**Data section**
━━━━━━━━━━━━━━━━━━━━
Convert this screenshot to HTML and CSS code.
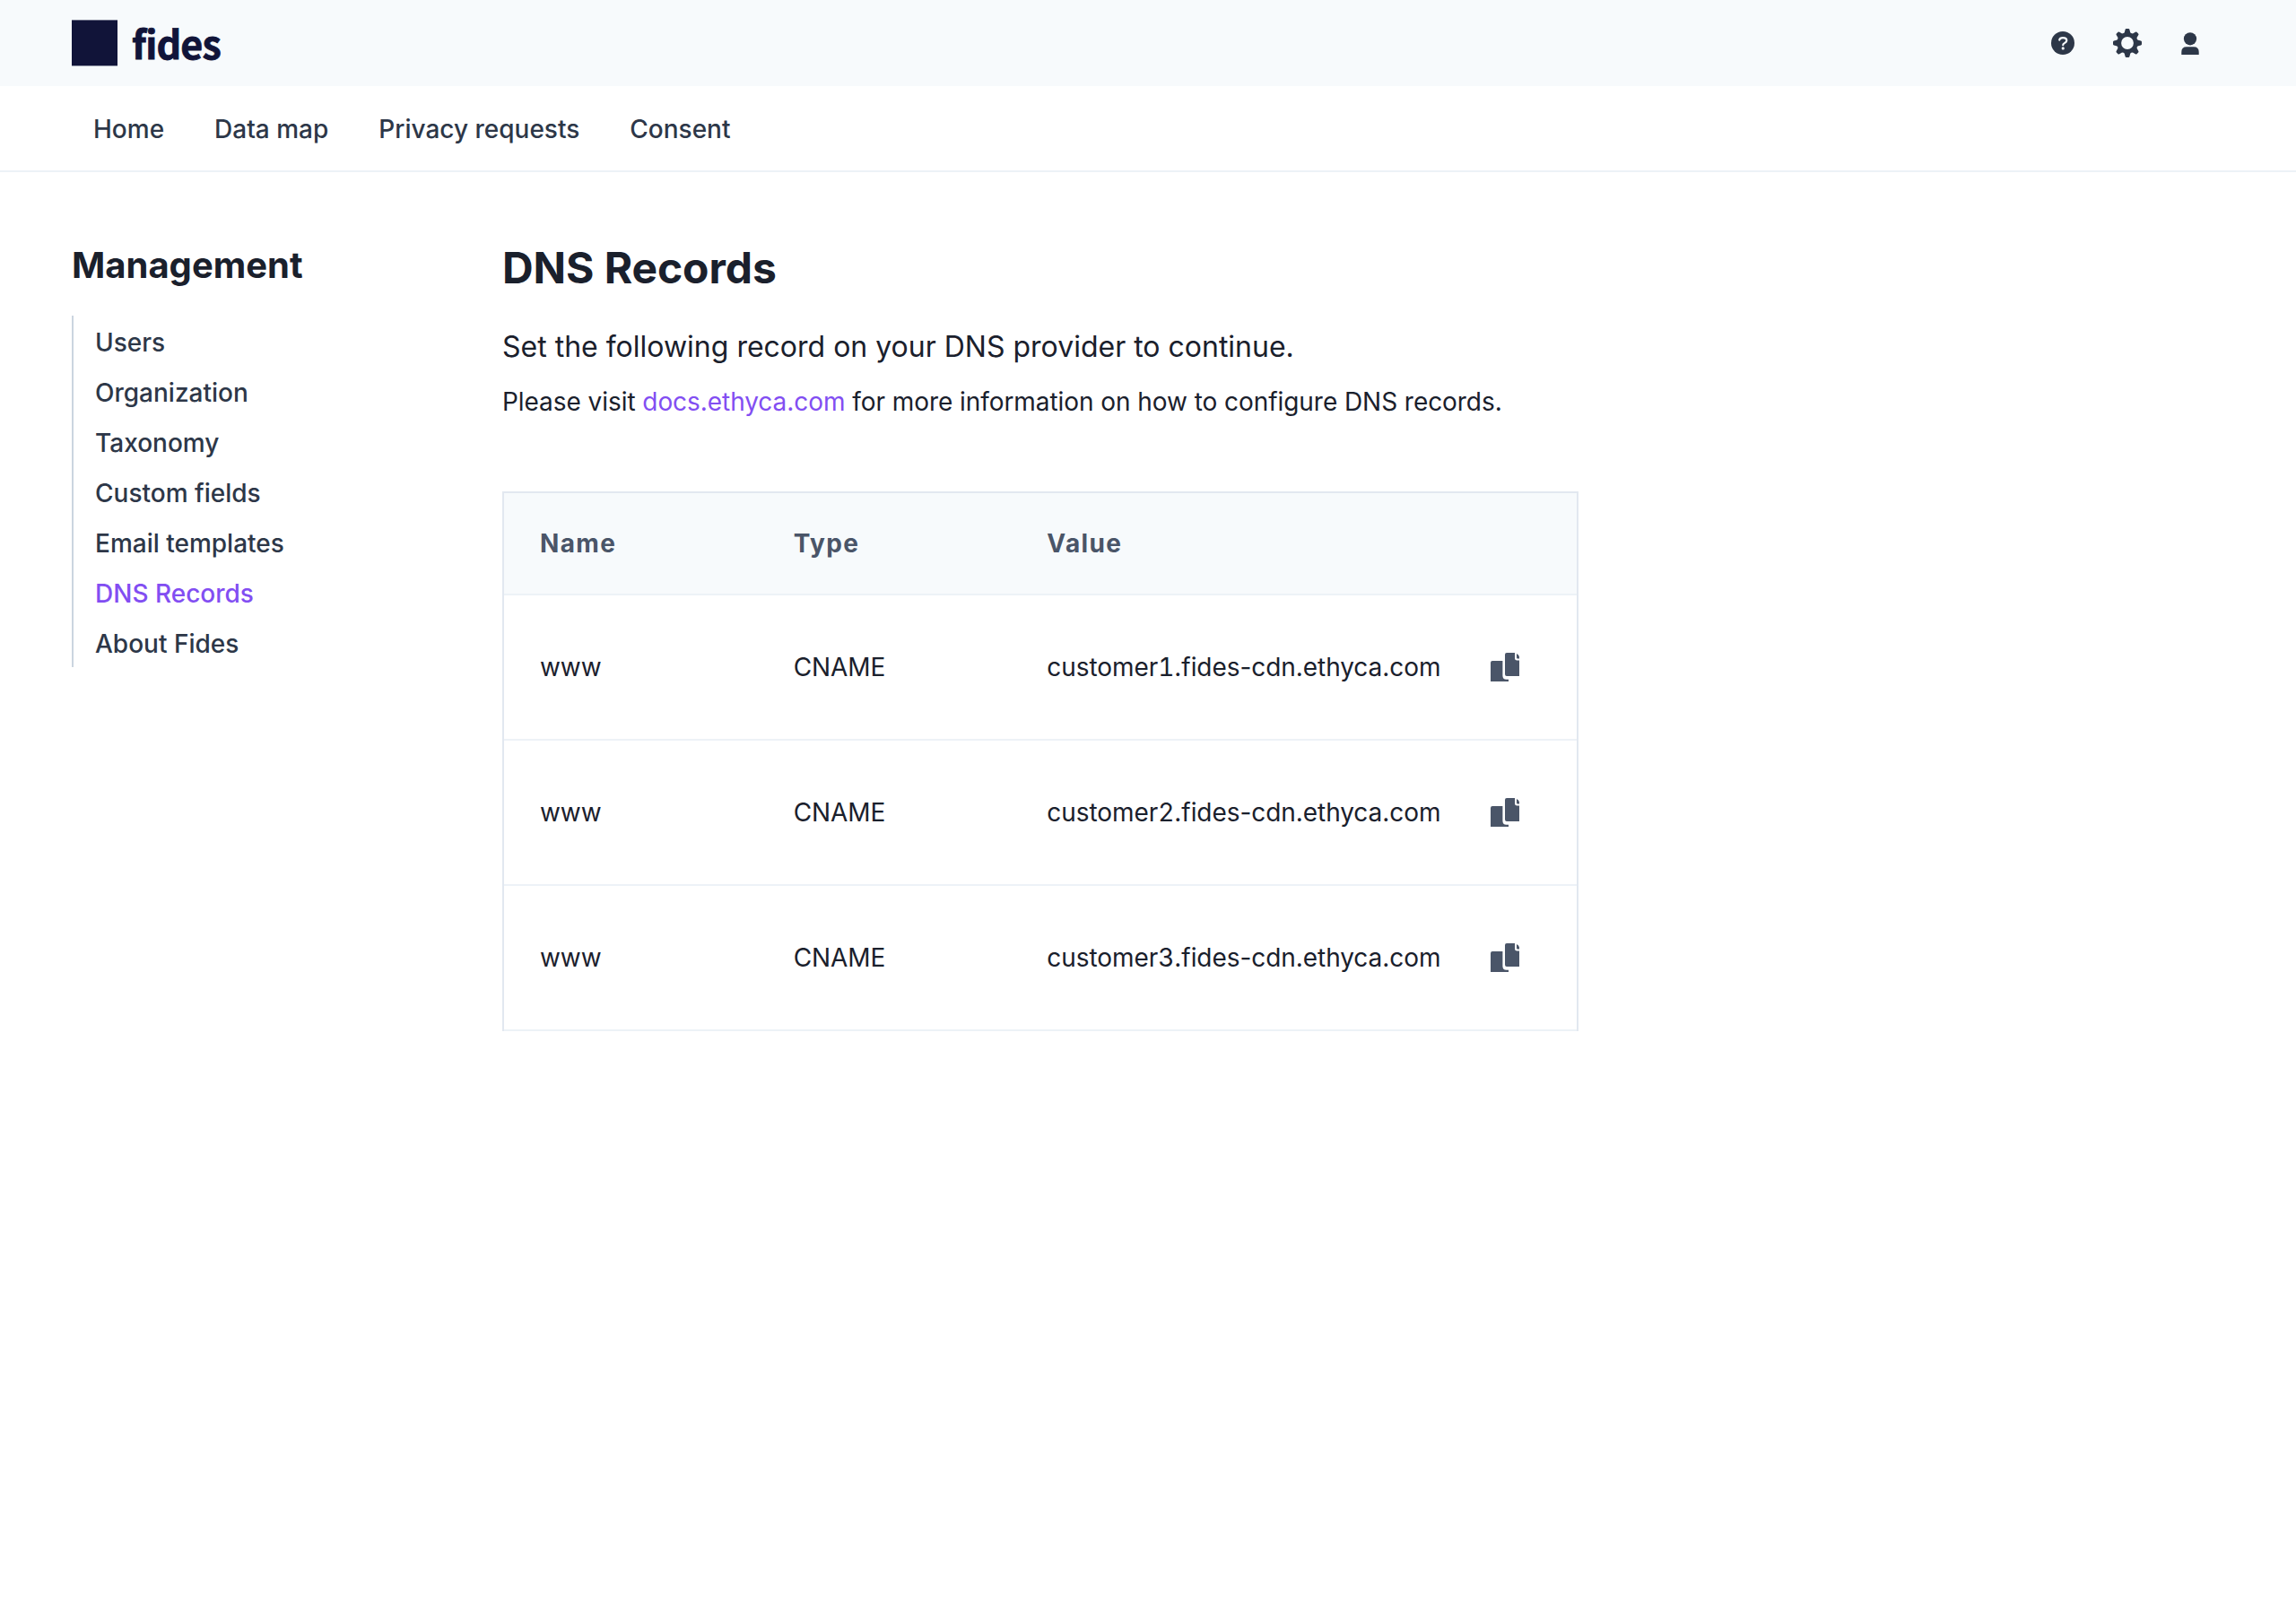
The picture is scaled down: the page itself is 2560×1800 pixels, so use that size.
━━━━━━━━━━━━━━━━━━━━
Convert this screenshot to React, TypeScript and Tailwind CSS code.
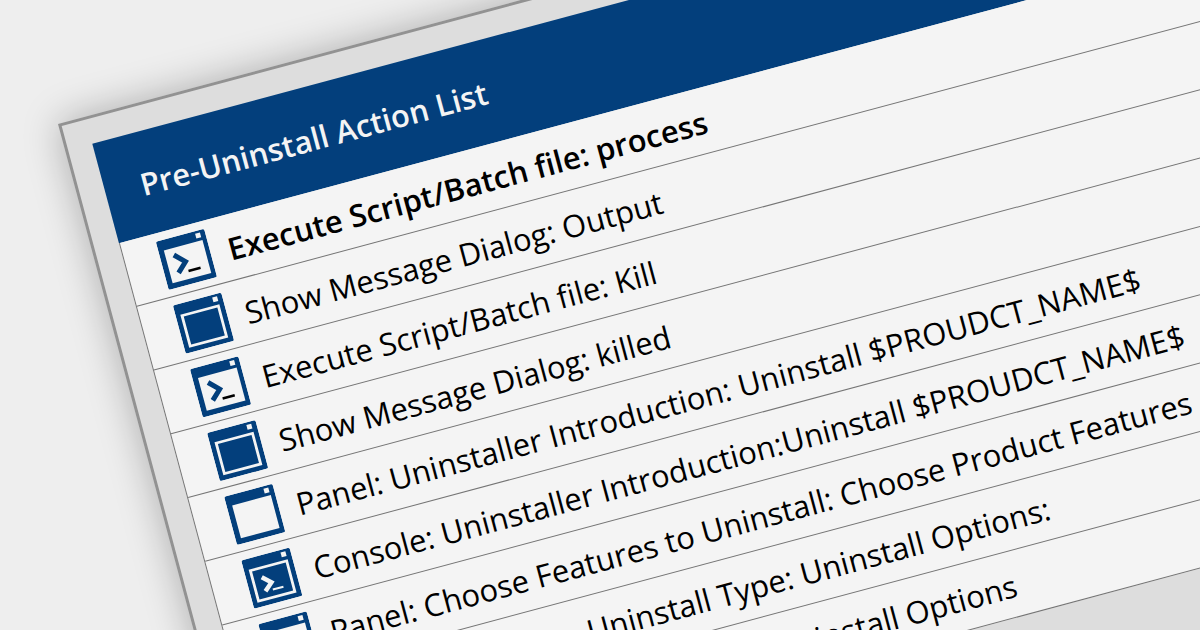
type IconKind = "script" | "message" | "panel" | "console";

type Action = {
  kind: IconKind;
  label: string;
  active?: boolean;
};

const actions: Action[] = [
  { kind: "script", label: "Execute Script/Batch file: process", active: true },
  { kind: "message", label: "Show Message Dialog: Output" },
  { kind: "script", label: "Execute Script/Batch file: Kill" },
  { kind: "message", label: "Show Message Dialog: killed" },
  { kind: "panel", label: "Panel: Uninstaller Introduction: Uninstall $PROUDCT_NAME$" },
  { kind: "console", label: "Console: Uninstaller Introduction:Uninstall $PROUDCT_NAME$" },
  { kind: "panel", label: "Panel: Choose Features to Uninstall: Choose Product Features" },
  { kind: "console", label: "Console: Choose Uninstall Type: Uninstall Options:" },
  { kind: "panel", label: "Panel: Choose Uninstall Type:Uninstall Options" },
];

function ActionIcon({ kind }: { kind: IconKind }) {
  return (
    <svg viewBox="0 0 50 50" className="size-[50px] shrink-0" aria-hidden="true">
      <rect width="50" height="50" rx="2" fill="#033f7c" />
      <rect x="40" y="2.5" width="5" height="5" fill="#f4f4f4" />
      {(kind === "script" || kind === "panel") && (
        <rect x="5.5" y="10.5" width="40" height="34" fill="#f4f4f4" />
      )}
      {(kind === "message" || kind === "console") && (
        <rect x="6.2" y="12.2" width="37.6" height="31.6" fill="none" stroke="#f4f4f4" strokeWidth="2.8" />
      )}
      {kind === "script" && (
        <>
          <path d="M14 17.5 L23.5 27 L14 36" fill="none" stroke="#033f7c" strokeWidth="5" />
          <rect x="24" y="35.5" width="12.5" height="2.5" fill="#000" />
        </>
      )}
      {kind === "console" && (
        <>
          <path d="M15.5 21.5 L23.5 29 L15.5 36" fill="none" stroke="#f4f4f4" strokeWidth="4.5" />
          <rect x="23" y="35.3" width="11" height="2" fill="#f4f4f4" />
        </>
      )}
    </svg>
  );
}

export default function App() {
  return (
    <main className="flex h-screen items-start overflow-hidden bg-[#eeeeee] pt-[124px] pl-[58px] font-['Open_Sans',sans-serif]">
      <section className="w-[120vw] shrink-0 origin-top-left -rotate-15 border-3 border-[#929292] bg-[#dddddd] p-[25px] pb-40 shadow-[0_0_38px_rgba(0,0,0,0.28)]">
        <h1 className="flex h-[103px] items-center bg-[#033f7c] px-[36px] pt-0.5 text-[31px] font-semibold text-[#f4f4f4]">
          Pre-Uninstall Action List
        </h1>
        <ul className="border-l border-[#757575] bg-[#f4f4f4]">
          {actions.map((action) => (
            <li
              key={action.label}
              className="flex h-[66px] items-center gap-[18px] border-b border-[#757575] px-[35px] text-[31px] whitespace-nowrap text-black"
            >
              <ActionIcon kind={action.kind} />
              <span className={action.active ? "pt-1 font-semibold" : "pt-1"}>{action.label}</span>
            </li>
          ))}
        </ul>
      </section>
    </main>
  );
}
━━━━━━━━━━━━━━━━━━━━
**What the exercise asks**
In the entries above, locate every line with the word "screenshot" and copy it.

**Answer in full**
Convert this screenshot to HTML and CSS code.
Convert this screenshot to React, TypeScript and Tailwind CSS code.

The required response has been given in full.